La tesis, el subtexto, que sostiene César Vidal en su última novela, ‘Los hijos de la luz’, se funda en ideas semejantes, con una Revolución atribuible al empeño criminal de las logias masónicas. Es ésta una fijación que puede seguirse en la dedicación del director de ‘La linterna’, la fijación de destapar, de airear la que para él es la oscura historia de ‘Los masones’, pues, según dijo en la presentación de este volumen en enero de 2005, está probada la "enorme implicación de los masones en hechos como la desaparición del imperio español y la trayectoria del socialismo". Nada menos. O, según insistió, resulta evidente el "papel claro de la masonería en la Revolución francesa y las revoluciones europeas del siglo XIX, así como en la Internacional Socialista". O, como el autor apostilló, "Con el alzamiento del Frente Nacional, esta sociedad secreta recibió un mazazo espectacular", ese castigo regenerados del que hablara Joseph de Maistre. La insistencia de Pío Moa en la condición masónica de algunos republicanos o revolucionarios que estaban ideando presuntamente la Guerra Civil desde 1934 abunda en la misma dirección. La célebre “conspiración judeomasónica que no ceja en su empeño”, según Francisco Franco, confirma, en fin, esta tesis de la conspiración, algo que se remontaría al Setecientos y que llegaría hasta el siglo XX.

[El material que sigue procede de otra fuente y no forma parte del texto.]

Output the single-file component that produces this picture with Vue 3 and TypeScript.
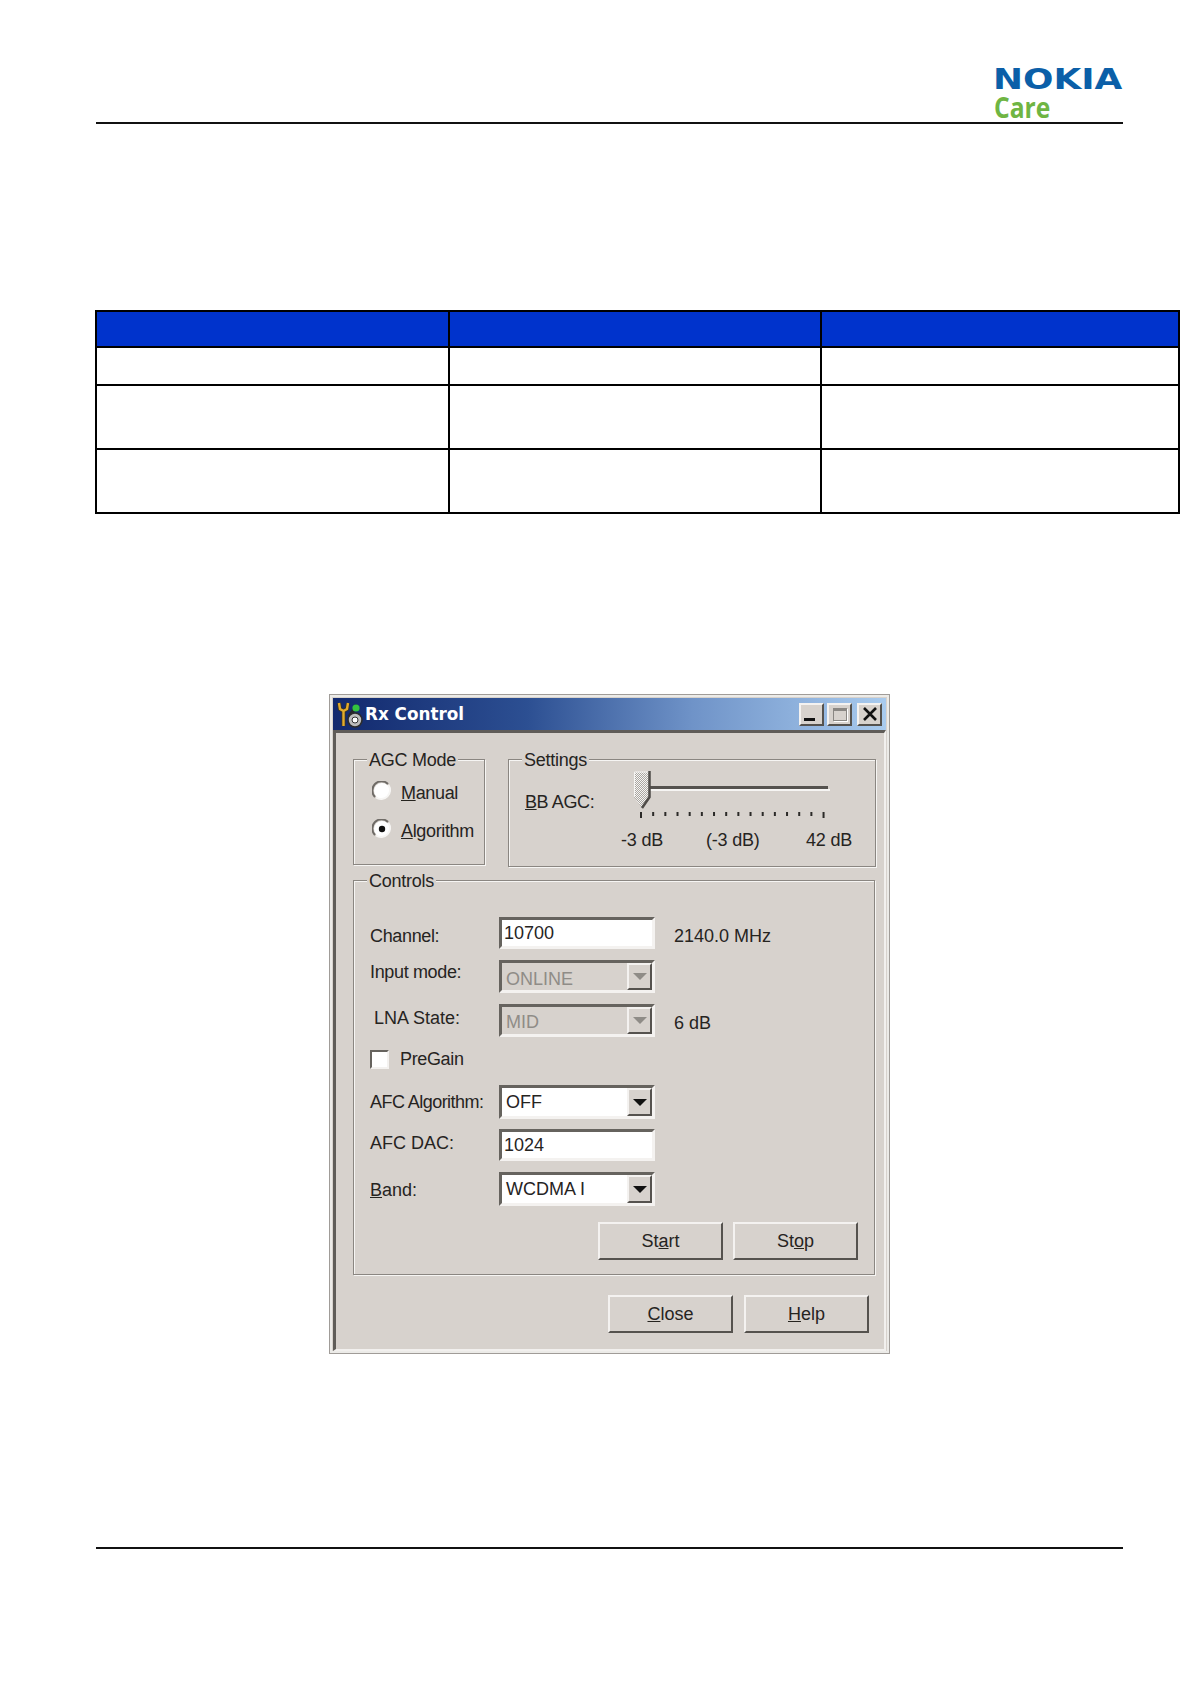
<script setup lang="ts">
const ticks: number[] = Array.from({ length: 16 }, (_, i) => i)
const columns: number[] = [0, 1, 2]
const rowClasses: string[] = ['r1', 'r2', 'r2']
</script>

<template>
  <div class="page">
    <header class="head">
      <div class="logo">
        <span class="nokia">NOKIA</span>
        <span class="care">Care</span>
      </div>
    </header>

    <table class="tbl">
      <thead>
        <tr><th v-for="c in columns" :key="c" :class="'c' + c"></th></tr>
      </thead>
      <tbody>
        <tr v-for="(r, i) in rowClasses" :key="i" :class="r">
          <td v-for="c in columns" :key="c"></td>
        </tr>
      </tbody>
    </table>

    <div class="dialog">
      <div class="title">
        <svg class="appicon" width="27" height="27" viewBox="0 0 27 27">
          <path d="M2 2l1 6 3.500 2V25" fill="none" stroke="#3a3320" stroke-width="4" />
          <path d="M11 2l-1 6-3.500 2" fill="none" stroke="#3a3320" stroke-width="4" />
          <path d="M2 2l1 6 3.500 2V25M11 2l-1 6-3.500 2" fill="none" stroke="#e3ab2c" stroke-width="2.400" />
          <path d="M12 16L20 4" stroke="#26262a" stroke-width="3.500" />
          <circle cx="19" cy="7" r="3.600" fill="#33c23f" />
          <circle cx="18" cy="19" r="7" fill="#bdbdbd" stroke="#2c2c2c" stroke-width="1.600" />
          <circle cx="18" cy="19" r="3" fill="#fff" stroke="#333" />
        </svg>
        <span class="title-text">Rx Control</span>
        <div class="winbtns">
          <button class="wb wb-min"><i></i></button>
          <button class="wb wb-max"><i></i></button>
          <button class="wb wb-close">
            <svg width="16" height="14" viewBox="0 0 16 14"><path d="M2 1l12 12M14 1L2 13" stroke="#111" stroke-width="2.600" /></svg>
          </button>
        </div>
      </div>

      <div class="body">
        <div class="top-row">
          <div class="group agc">
            <span class="legend">AGC Mode</span>
            <div class="radio-row first">
              <svg class="radio" width="20" height="20" viewBox="0 0 20 20">
                <circle cx="10" cy="10" r="8" fill="#fff" />
                <path d="M3 16A9 9 0 0 1 16 3" fill="none" stroke="#6f6b66" stroke-width="2" />
                <path d="M16.500 4A9 9 0 0 1 4 16.500" fill="none" stroke="#f7f6f4" stroke-width="2" />
              </svg>
              <span class="txt"><u>M</u>anual</span>
            </div>
            <div class="radio-row second">
              <svg class="radio" width="20" height="20" viewBox="0 0 20 20">
                <circle cx="10" cy="10" r="8" fill="#fff" />
                <path d="M3 16A9 9 0 0 1 16 3" fill="none" stroke="#6f6b66" stroke-width="2" />
                <path d="M16.500 4A9 9 0 0 1 4 16.500" fill="none" stroke="#f7f6f4" stroke-width="2" />
                <circle cx="10" cy="10" r="3.200" fill="#111" />
              </svg>
              <span class="txt"><u>A</u>lgorithm</span>
            </div>
          </div>

          <div class="group settings">
            <span class="legend">Settings</span>
            <div class="slider-row">
              <span class="bb"><u>B</u>B AGC:</span>
              <svg class="slider" width="200" height="50" viewBox="0 0 200 50">
                <defs>
                  <pattern id="thumbdots" width="2" height="2" patternUnits="userSpaceOnUse">
                    <rect width="2" height="2" fill="#f6f5f3" />
                    <rect width="1" height="1" fill="#aaa6a1" />
                    <rect x="1" y="1" width="1" height="1" fill="#aaa6a1" />
                  </pattern>
                </defs>
                <rect x="8" y="15" width="186" height="3" fill="#55524e" />
                <rect x="8" y="18" width="188" height="2" fill="#f6f5f3" />
                <path d="M0 1H16V26L8 37L0 26Z" fill="url(#thumbdots)" />
                <path d="M0.500 26V1H15" fill="none" stroke="#f6f5f3" />
                <path d="M15.500 0V26L8 37" fill="none" stroke="#4f4c48" stroke-width="2.500" />
                <rect
                  v-for="t in ticks"
                  :key="t"
                  :x="6 + t * 12.17"
                  :y="41"
                  width="2"
                  :height="t === 0 || t === 15 ? 6 : 4"
                  fill="#2b2a28"
                />
              </svg>
            </div>
            <div class="slider-labels">
              <span class="l1">-3 dB</span>
              <span class="l2">(-3 dB)</span>
              <span>42 dB</span>
            </div>
          </div>
        </div>

        <div class="group controls">
          <span class="legend">Controls</span>

          <div class="row ch">
            <span class="lab low txt">Channel:</span>
            <div class="sunken"><span class="val">10700</span></div>
            <span class="note low">2140.0 MHz</span>
          </div>
          <div class="row im">
            <span class="lab high txt">Input mode:</span>
            <div class="sunken disabled combo">
              <span class="val nudge">ONLINE</span>
              <span class="arrow dim"><i></i></span>
            </div>
          </div>
          <div class="row lna">
            <span class="lab indent">LNA State:</span>
            <div class="sunken disabled combo">
              <span class="val nudge-s">MID</span>
              <span class="arrow dim"><i></i></span>
            </div>
            <span class="note six">6 dB</span>
          </div>
          <div class="row pg">
            <span class="check"></span>
            <span class="txt">PreGain</span>
          </div>
          <div class="row afc">
            <span class="lab tight">AFC Algorithm:</span>
            <div class="sunken combo">
              <span class="val">OFF</span>
              <span class="arrow"><i></i></span>
            </div>
          </div>
          <div class="row dac">
            <span class="lab rise">AFC DAC:</span>
            <div class="sunken"><span class="val">1024</span></div>
          </div>
          <div class="row band">
            <span class="lab drop"><u>B</u>and:</span>
            <div class="sunken combo">
              <span class="val">WCDMA I</span>
              <span class="arrow"><i></i></span>
            </div>
          </div>

          <div class="actions inner">
            <button class="btn">St<u>a</u>rt</button>
            <button class="btn">St<u>o</u>p</button>
          </div>
        </div>

        <div class="actions outer">
          <button class="btn"><u>C</u>lose</button>
          <button class="btn"><u>H</u>elp</button>
        </div>
      </div>
    </div>

    <footer class="foot"></footer>
  </div>
</template>

<style scoped>
.page {
  width: 1191px;
  height: 1684px;
  box-sizing: border-box;
  padding-left: 96px;
  background: #fff;
  overflow: hidden;
  font-family: "Liberation Sans", Arial, sans-serif;
  font-size: 18px;
  color: #26241f;
}
.head {
  width: 1027px;
  height: 124px;
  box-sizing: border-box;
  border-bottom: 2px solid #111;
  display: flex;
  justify-content: flex-end;
}
.logo {
  width: 130px;
  padding-top: 68px;
  display: flex;
  flex-direction: column;
}
.nokia {
  font-family: "DejaVu Sans", sans-serif;
  font-weight: 700;
  font-size: 28px;
  line-height: 24px;
  height: 24px;
  color: #0b5fa8;
  transform: scaleX(1.28);
  transform-origin: left center;
}
.care {
  font-family: "Open Sans", sans-serif;
  font-weight: 700;
  font-size: 28px;
  line-height: 28px;
  margin-top: 1px;
  margin-left: 1px;
  color: #6fb543;
  transform: scaleX(0.88);
  transform-origin: left center;
}
.tbl {
  margin-top: 186px;
  margin-left: -1px;
  width: 1085px;
  border-collapse: collapse;
  table-layout: fixed;
  border: 2px solid #000;
}
.tbl th {
  height: 34px;
  padding: 0;
  background: #0033cc;
  border: 2px solid #000;
}
.tbl .c0 { width: 351px; }
.tbl .c1 { width: 370px; }
.tbl td {
  padding: 0;
  border: 2px solid #000;
}
.r1 td { height: 36px; }
.r2 td { height: 62px; }

.dialog {
  margin-top: 180px;
  margin-left: 233px;
  width: 561px;
  height: 660px;
  box-sizing: border-box;
  background: #d7d2cd;
  border: 1px solid #a09c98;
  box-shadow: inset 0 0 0 2px #ecebe8;
  padding: 3px 3px 2px;
  display: flex;
  flex-direction: column;
}
.title {
  height: 32px;
  flex: none;
  display: flex;
  align-items: center;
  background: linear-gradient(90deg, #12296e 0%, #2c4f92 35%, #6f93c8 65%, #a9cbee 100%);
  padding-left: 4px;
  padding-right: 4px;
}
.appicon { flex: none; }
.title-text {
  margin-left: 1px;
  font-family: "DejaVu Sans", sans-serif;
  font-weight: 700;
  font-size: 16.800px;
  color: #fff;
}
.winbtns {
  margin-left: auto;
  display: flex;
  gap: 3px;
}
.wb {
  width: 25px;
  height: 23px;
  padding: 0;
  box-sizing: border-box;
  background: #d7d2cd;
  border: 2px solid;
  border-color: #f4f2f0 #55524e #55524e #f4f2f0;
  display: flex;
  align-items: center;
  justify-content: center;
}
.wb-close { margin-left: 2px; }
.wb-min i {
  width: 11px;
  height: 3px;
  background: #111;
  margin-top: 10px;
  margin-right: 4px;
}
.wb-max i {
  width: 14px;
  height: 13px;
  box-sizing: border-box;
  border: 1px solid #8a8783;
  border-top-width: 3px;
  box-shadow: 1px 1px 0 #fff;
}
.body {
  flex: 1;
  box-sizing: border-box;
  border-top: 3px solid #5f5c58;
  border-left: 3px solid #5f5c58;
  border-right: 2px solid #f2f0ee;
  border-bottom: 2px solid #f2f0ee;
  padding: 26px 0 0 17px;
}
.top-row {
  display: flex;
  gap: 23px;
}
.group {
  position: relative;
  box-sizing: border-box;
  border: 1px solid #8a8681;
  box-shadow: 1px 1px 0 #f6f5f3, inset 1px 1px 0 #f6f5f3;
}
.legend {
  position: absolute;
  left: 13px;
  top: -10px;
  padding: 0 2px;
  line-height: 20px;
  background: #d7d2cd;
  white-space: nowrap;
  letter-spacing: -0.25px;
}
.txt { letter-spacing: -0.35px; }
.agc {
  width: 132px;
  height: 106px;
  flex: none;
}
.radio-row {
  display: flex;
  align-items: center;
  gap: 9px;
  padding-left: 18px;
  white-space: nowrap;
}
.radio-row .txt {
  position: relative;
  top: 3px;
}
.first { margin-top: 20px; }
.second { margin-top: 17px; }
.settings {
  width: 368px;
  height: 108px;
  flex: none;
}
.slider-row {
  display: flex;
  padding: 11px 0 0 16px;
}
.bb {
  width: 109px;
  margin-top: 20px;
  line-height: 22px;
  letter-spacing: -0.4px;
}
.slider { flex: none; }
.slider-labels {
  display: flex;
  padding-left: 112px;
  margin-top: 9px;
  white-space: nowrap;
  letter-spacing: -0.2px;
}
.l1 { width: 85px; }
.l2 { width: 100px; }

.controls {
  margin-top: 13px;
  width: 522px;
  height: 395px;
  padding: 36px 16px 0 16px;
}
.row {
  display: flex;
  align-items: center;
  white-space: nowrap;
}
.lab {
  width: 129px;
  flex: none;
}
.low { position: relative; top: 3px; }
.high { position: relative; top: -4px; }
.indent { padding-left: 4px; width: 125px; position: relative; top: -2px; }
.tight { letter-spacing: -0.55px; }
.rise { position: relative; top: -2px; }
.drop { position: relative; top: 1px; }
.note { margin-left: 19px; }
.six { position: relative; top: 3px; }
.nudge { position: relative; top: 3px; }
.nudge-s { position: relative; top: 2px; }
.ch { height: 32px; }
.im { height: 33px; margin-top: 11px; }
.lna { height: 33px; margin-top: 11px; }
.pg { height: 20px; margin-top: 12px; gap: 11px; }
.afc { height: 34px; margin-top: 16px; }
.dac { height: 32px; margin-top: 10px; }
.band { height: 34px; margin-top: 11px; }
.sunken {
  width: 156px;
  height: 100%;
  flex: none;
  box-sizing: border-box;
  background: #fff;
  border: 3px solid;
  border-color: #66635e #f4f2f0 #f4f2f0 #66635e;
  display: flex;
  align-items: center;
  justify-content: space-between;
  padding-left: 2px;
}
.combo { padding-left: 4px; }
.disabled {
  background: #d7d2cd;
  color: #8f8c87;
}
.arrow {
  width: 25px;
  height: 100%;
  box-sizing: border-box;
  background: #d7d2cd;
  border: 2px solid;
  border-color: #f4f2f0 #55524e #55524e #f4f2f0;
  display: flex;
  align-items: center;
  justify-content: center;
}
.arrow i {
  width: 0;
  height: 0;
  border-left: 7px solid transparent;
  border-right: 7px solid transparent;
  border-top: 7px solid #111;
}
.dim i { border-top-color: #8f8c87; }
.check {
  width: 19px;
  height: 19px;
  box-sizing: border-box;
  background: #fff;
  border: 2px solid;
  border-color: #66635e #f4f2f0 #f4f2f0 #66635e;
  flex: none;
}
.actions {
  display: flex;
  justify-content: flex-end;
  gap: 10px;
}
.inner { margin-top: 16px; }
.outer {
  margin-top: 20px;
  width: 516px;
  gap: 11px;
}
.btn {
  width: 125px;
  height: 38px;
  padding: 0;
  box-sizing: border-box;
  background: #d7d2cd;
  border: 2px solid;
  border-color: #f4f2f0 #55524e #55524e #f4f2f0;
  font: inherit;
  color: inherit;
}
.foot {
  margin-top: 193px;
  width: 1027px;
  border-top: 2px solid #111;
}
</style>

Para algunos, una interpretación de la historia en estos términos es paranoica, psicopatológica. Por eso, la recreación del pasado por estos publicistas busca las fuentes según les convienen, seleccionan arbitrariamente lo que les confirma y descartan lo que les incomoda. Por eso, cuando compruebo las tesis que manejan no creo leer a unos colegas o a unos periodistas rigurosos, sino a unos personajes escapados de ‘El péndulo de Foucault’, de Umberto Eco, unos confusos personajes intoxicados por la idea de conspiración. El criterio es riguroso, decía uno de ellos, y es el mismo que siguen los servicios secretos: no hay unas informaciones mejores que otras, el poder reside en ficharlas todas para después buscar entre ellas las conexiones. Conexiones las hay siempre, basta querer encontrarlas. O, como otro no menos alucinado le proponía: no hay imagen que veamos que, debidamente combinada con otras, no revele y resuma un misterio del mundo, un mundo en el que, desde cierto punto de vista, todo está en relación, en conexión. “A questo mondo tutto c’entra con tutto”. Etcétera.
¿Cuál es la novedad de hoy, de estos intérpretes españoles de la conspiración? La novedad es que la intoxicación conspirativa ya no es antimoderna, como lo fue en el Setecientos o como lo fue para el propio Franco. Ahora, ese pensamiento basado en el complot se reviste de liberal. Nada menos.